As usual, my opinion sits somewhere between these two extremes. I don't think any of the haters' thoughts are correct, for the record. I think some of them have valid points that would probably be taken more seriously if they were stated calmly and with less hyperbole. But even putting aside all of the online conversation, I can't help but feel that I'm simply not having as much fun as a I expected to be.

Look at those dust motes. Just LOOK AT THEM.

From a technical standpoint, playing on a Xbox One X, the game's in a much better state than the demo weekends would have led me to expect. I don't think I've had a crash or disconnect yet, and the framerate seems pretty stable. I've had one instance of disappearing and teleporting enemies which was an annoyance, but hardly a massive problem. There are load screens, yes. They actually complete now though, and generally put you into the game where you expect to be. I haven't missed a cut scene, or had to have my ass dragged to catch up with the other randoms in my squad.

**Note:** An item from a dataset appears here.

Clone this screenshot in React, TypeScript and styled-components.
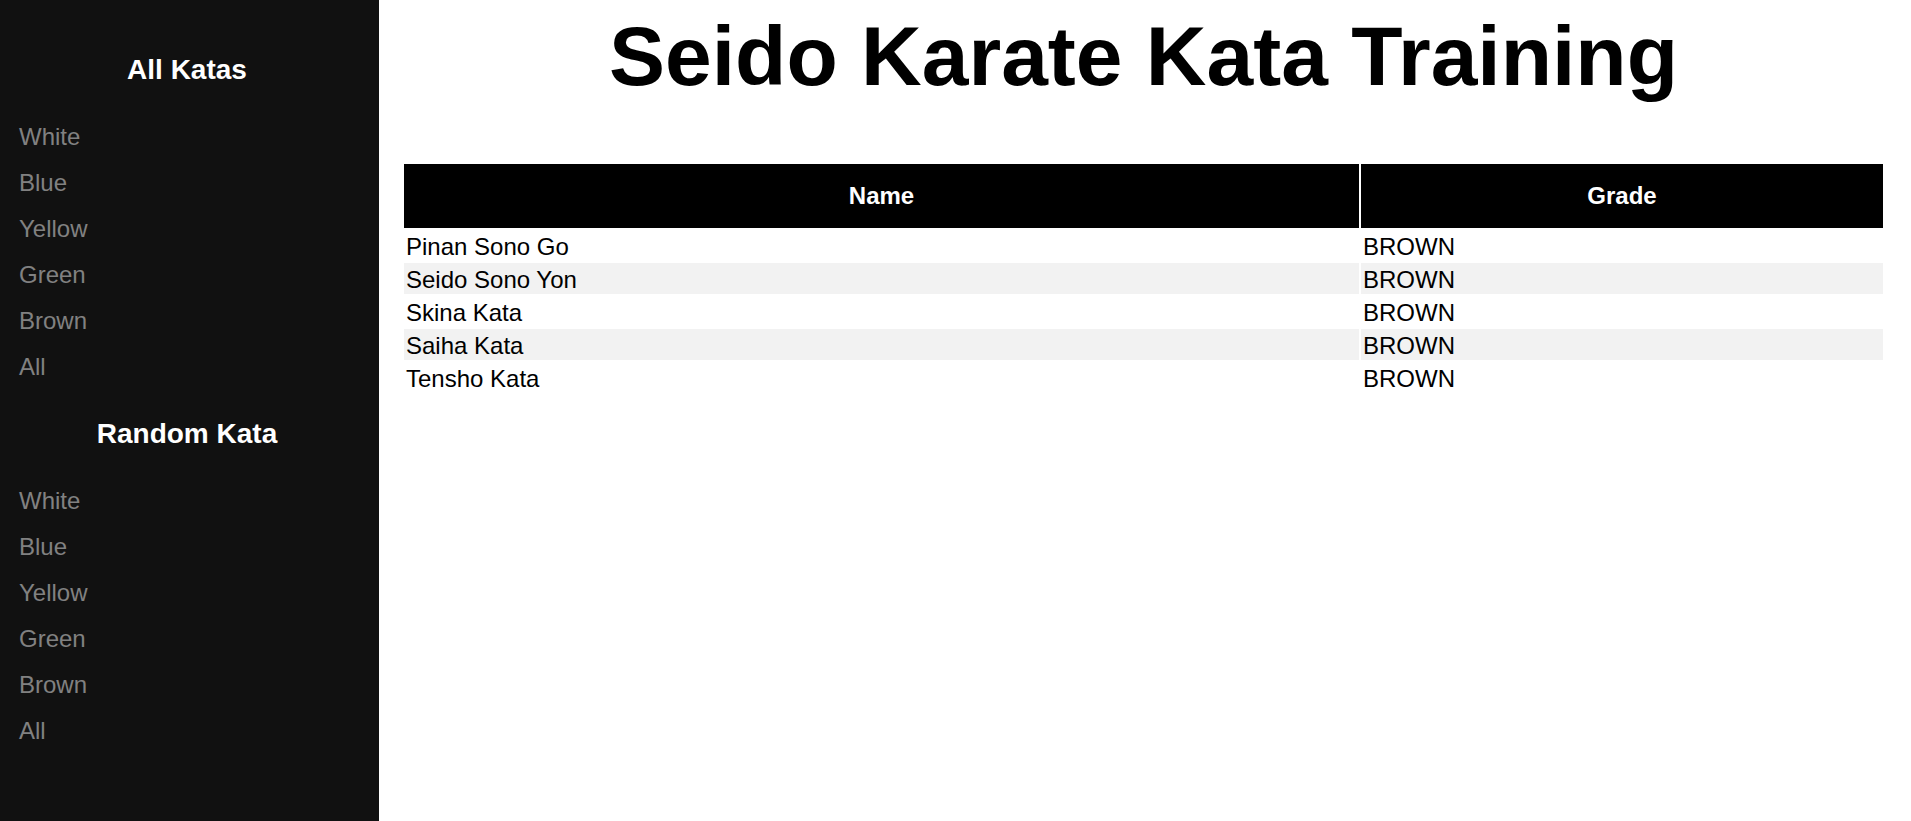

My complaints with the game are more about the nature of the game itself. And (and here's the kicker) I don't think they're necessarily the game's fault. Anthem's mission structures generally feature the following gameplay loop, or subtle variations on it:

1. Get mission

2. Gear up

3. Go to waypoint

4. Kill everything

5. Find thing, hold X

Repeat steps 3-5 a variable number of times

Fight final wave of enemies - possibly with dialogue over the top

Open chest

Mission ends

Back to Fort Tarsis for tea and medals. And some guns.

If it sounds familiar, it's because it is. It's incredibly familiar. It's the same loop employed by Destiny, and by The Division, and to a degree by Diablo. It's the classic looter-shooter gameplay loop - and I honestly think that my perception of Anthem is being impacted (possibly unfairly, I'll admit) by the fact that I've been performing this sequence of events in one game or another since the middle of 2014 - nearly 5 years. I honestly think the reason I'm not enjoying Anthem is mostly that I can see the underlying routine all too clearly. Destiny hid it with patrols and strikes and ramped-up gameplay mechanics on higher difficulty levels. Sea of Thieves hides it with such a constant stream of emergent events that you can spend a whole evening and actually only complete the core gameplay loop of the game once. It feels as though Anthem is making no effort to hide it at all, though. It's there on display for all to see. And I'm not sure if the things it does well are enough for me to overcome what I see as a pretty boring loop.

This is the tomb of... someone. The game seemed to think they were important. Meh.

Because Anthem does do some things well. The flying is ace. It's outstandingly pretty. The music is wonderful. The abilities are really good fun. I unlocked my Storm the other night and promptly flew around freezing and detonating everything in sight. Those moments in combat are great, until you over extend yourself, die, and then have to fly back to where you were from a bloody long way away - with nothing to guide you back to where you were apart from memory. At the moment, the world is gloriously massive and apparently unknowable - but as we all know that feeling fades with time and the wonder will dissolve. For my money though, as well as it does these things, they'll become irrelevant if that core gameplay doesn't feel worth it - and for me right now I don't think it does.

Will I stick with it? Yes. For the moment. I need to play in a group, and I need to do the strongholds, and I want to finish the campaign. Once I've done those things, maybe I'll have more to say. I hope I will, and I hope it will be positive. I've said all along that I really want to love Anthem... maybe if I stick with it, it'll give me a reason to.